Item 7.B. requires an adviser to complete a separate Section 7.B. of Schedule D for each private fund that it advises. An adviser must provide basic information regarding the organizational, operational, and investment characteristics of each fund. The SEC has narrowed the reporting requirement so that advisers are no longer required to report on the funds of their related persons (which in most cases are now required to be reported by the related person that is either registered under the Advisers Act or is an Exempt Reporting Adviser), adopted measures that will help to avoid multiple reporting for each private fund and eliminated proposed provisions in order to protect sensitive information. An adviser with a principal office and place of business outside the United States is not required to complete Schedule D for any private fund that, during the adviser’s most recent fiscal year, was not a U.S. person, was not offered in the United States and was not beneficially owned by any U.S. person.
Advisers must report, among other things: (i) the name of the fund and the state or country in which the fund is organized and the identity of general partners, managers, directors or trustees of the fund; (ii) whether the fund is part of a master-feeder arrangement or is a fund of funds; (iii) information about the regulatory status of the fund; (iv) within seven broad categories, the type of investment strategy the fund employs and whether the fund invests in securities of registered investment companies; and (v) limited information regarding investors in the fund, including (A) the minimum amount that investors are required to invest, (B) the approximate number of beneficial owners of the fund and the approximate percentage of the fund beneficially owned by the adviser and its related persons, funds of funds and non-U.S. persons and (C) the extent to which clients of the adviser are solicited to invest, and have invested, in the fund.
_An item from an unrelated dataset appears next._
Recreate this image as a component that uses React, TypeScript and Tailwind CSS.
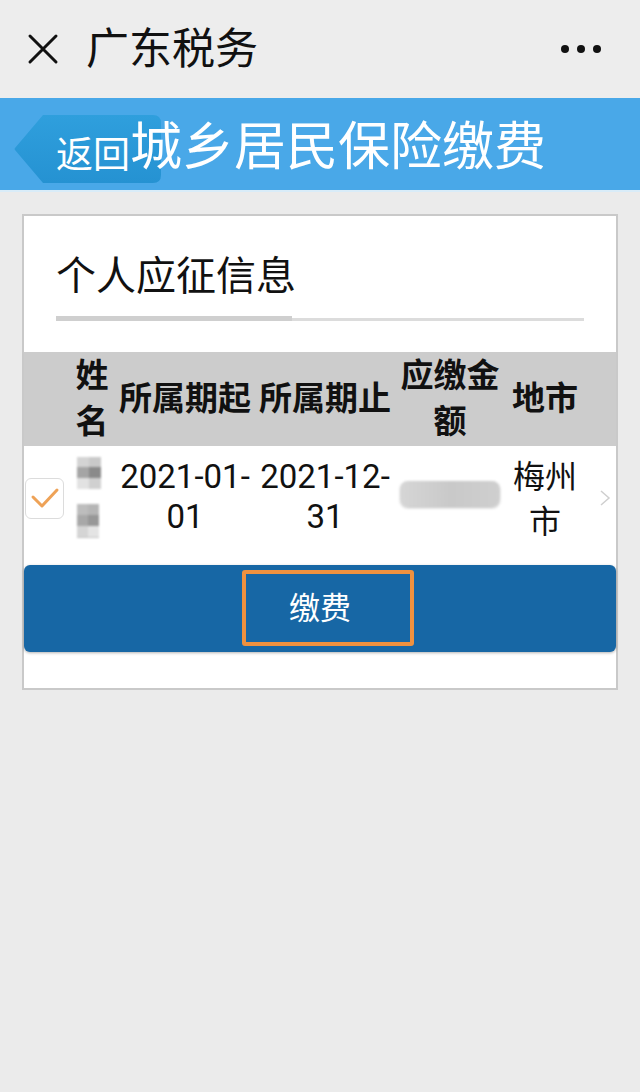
import React from 'react';

const FONT = 'font-["Roboto","Noto_Sans_CJK_SC",sans-serif]';

function CloseIcon() {
  return (
    <svg width="32" height="32" viewBox="0 0 32 32" className="text-[#111]">
      <path d="M3 3 L29 29 M29 3 L3 29" stroke="currentColor" strokeWidth="3" strokeLinecap="round" />
    </svg>
  );
}

function BackShape() {
  return (
    <svg
      width="150"
      height="70"
      viewBox="0 0 150 70"
      className="absolute left-[13px] top-[16px]"
    >
      <defs>
        <linearGradient id="backg" x1="0" y1="0" x2="0" y2="1">
          <stop offset="0" stopColor="#2f9fdd" />
          <stop offset="1" stopColor="#2592d2" />
        </linearGradient>
      </defs>
      <path
        d="M30 1 H140 Q148 1 148 9 V61 Q148 69 140 69 H30 L2 36 Q1 35 2 34 Z"
        fill="url(#backg)"
      />
    </svg>
  );
}

function CheckBox() {
  return (
    <div className="w-[39px] h-[41px] rounded-[6px] border-[1.5px] border-[#dcdcdc] bg-white flex items-center justify-center">
      <svg width="30" height="24" viewBox="0 0 30 24">
        <path
          d="M3 11 L12 20 L27 4"
          fill="none"
          stroke="#eea257"
          strokeWidth="3"
          strokeLinecap="round"
          strokeLinejoin="round"
        />
      </svg>
    </div>
  );
}

// mosaic blur over the name
function BlurredName() {
  return (
    <div className="flex flex-col gap-[15px] items-start">
      <div className="w-[24px] h-[32px] bg-[#dadada] blur-[1px] grid grid-cols-2 grid-rows-3">
        <div className="bg-[#d4d4d4]" />
        <div className="bg-[#c9c9c9]" />
        <div className="bg-[#a5a5a5]" />
        <div className="bg-[#8a8a8a]" />
        <div className="bg-[#e2e2e2]" />
        <div className="bg-[#d0d0d0]" />
      </div>
      <div className="w-[22px] h-[34px] bg-[#c4c4c4] blur-[1px] grid grid-cols-2 grid-rows-3">
        <div className="bg-[#bdbdbd]" />
        <div className="bg-[#b5b5b5]" />
        <div className="bg-[#a8a8a8]" />
        <div className="bg-[#979797]" />
        <div className="bg-[#d5d5d5]" />
        <div className="bg-[#e4e4e4]" />
      </div>
    </div>
  );
}

export default function App() {
  return (
    <div className={`min-h-[1092px] bg-[#ebebeb] ${FONT}`}>
      {/* top bar */}
      <div className="h-[98px] bg-[#ededed] flex items-center pl-[27px] pr-[39px]">
        <CloseIcon />
        <div className="ml-[27px] text-[43px] leading-[48px] text-[#111]">广东税务</div>
        <div className="ml-auto flex gap-[8px]">
          <span className="w-[8px] h-[8px] rounded-full bg-[#111]" />
          <span className="w-[8px] h-[8px] rounded-full bg-[#111]" />
          <span className="w-[8px] h-[8px] rounded-full bg-[#111]" />
        </div>
      </div>

      {/* blue title bar */}
      <div className="relative h-[94px] bg-[#49a8e8] border-b-[2px] border-[#d9ecf8] flex items-center pl-[56px] pt-[8px] text-white">
        <BackShape />
        <span className="relative mt-[16px] text-[37px] leading-[40px]">返回</span>
        <span className="relative text-[52px] leading-[56px]">城乡居民保险缴费</span>
      </div>

      {/* card */}
      <div className="mx-[22px] mt-[22px] border-2 border-[#c9c9c9] bg-white pb-[36px]">
        <div className="px-[32px] pt-[41px]">
          <div className="text-[40px] leading-[40px] text-[#111]">个人应征信息</div>
          <div className="mt-[19px] flex items-end">
            <div className="w-[236px] h-[5px] bg-[#cfcfcf]" />
            <div className="flex-1 h-[3px] bg-[#dcdcdc]" />
          </div>
        </div>

        {/* table header */}
        <div className="mt-[31px] h-[94px] bg-[#cccccc] flex items-center text-[33px] leading-[46px] font-bold text-[#111] text-center">
          <div className="w-[46px]" />
          <div className="w-[44px] flex flex-col">
            <span>姓</span>
            <span>名</span>
          </div>
          <div className="w-[142px]">所属期起</div>
          <div className="w-[138px]">所属期止</div>
          <div className="w-[112px] flex flex-col">
            <span>应缴金</span>
            <span>额</span>
          </div>
          <div className="w-[78px]">地市</div>
        </div>

        {/* data row */}
        <div className="h-[104px] flex items-center text-[#111] text-center">
          <div className="w-[46px] pl-[1px] flex">
            <CheckBox />
          </div>
          <div className="w-[44px] flex justify-start pl-[7px] mt-[-2px]">
            <BlurredName />
          </div>
          <div className="w-[142px] text-[33px] leading-[40px] mt-[-2px]">
            <div>2021-01-</div>
            <div>01</div>
          </div>
          <div className="w-[138px] text-[33px] leading-[40px] mt-[-2px]">
            <div>2021-12-</div>
            <div>31</div>
          </div>
          <div className="w-[112px] flex justify-start pl-[6px] mt-[-8px]">
            <div className="w-[100px] h-[26px] rounded-[8px] bg-gradient-to-r from-[#d6d6d6] via-[#c9c9c9] to-[#cfcfcf] blur-[1px] shadow-[0_1px_2px_rgba(0,0,0,0.25)]" />
          </div>
          <div className="w-[78px] text-[32px] leading-[45px] mt-[4px]">
            <div>梅州</div>
            <div>市</div>
          </div>
          <div className="flex-1 flex justify-center pl-[10px]">
            <svg width="12" height="18" viewBox="0 0 12 18">
              <path d="M2 2 L10 9 L2 16" fill="none" stroke="#cfcfcf" strokeWidth="1.5" />
            </svg>
          </div>
        </div>

        {/* pay button */}
        <div className="relative mt-[15px] h-[87px] rounded-[6px] bg-[#1767a5] shadow-[0_1px_3px_rgba(0,0,0,0.3)] flex items-center justify-center">
          <span className="text-[31px] leading-[40px] text-white">缴费</span>
          <div className="absolute left-[218px] top-[5px] w-[172px] h-[76px] rounded-[3px] border-[4px] border-[#ef913f]" />
        </div>
      </div>
    </div>
  );
}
The SEC did not adopt proposed provisions that would have required an adviser to disclose each private fund’s net assets, to report private fund assets and liabilities by class and categorization in the fair value hierarchy established under GAAP and to specify the percentage of each fund owned by particular types of beneficial owners.
Advisory Business. Amendments to Item 5 of Form ADV require additional information from advisers on the scope of their business, the types of services provided and the types of clients who receive such services. Also required to be disclosed is the percentage of assets under management for each client type.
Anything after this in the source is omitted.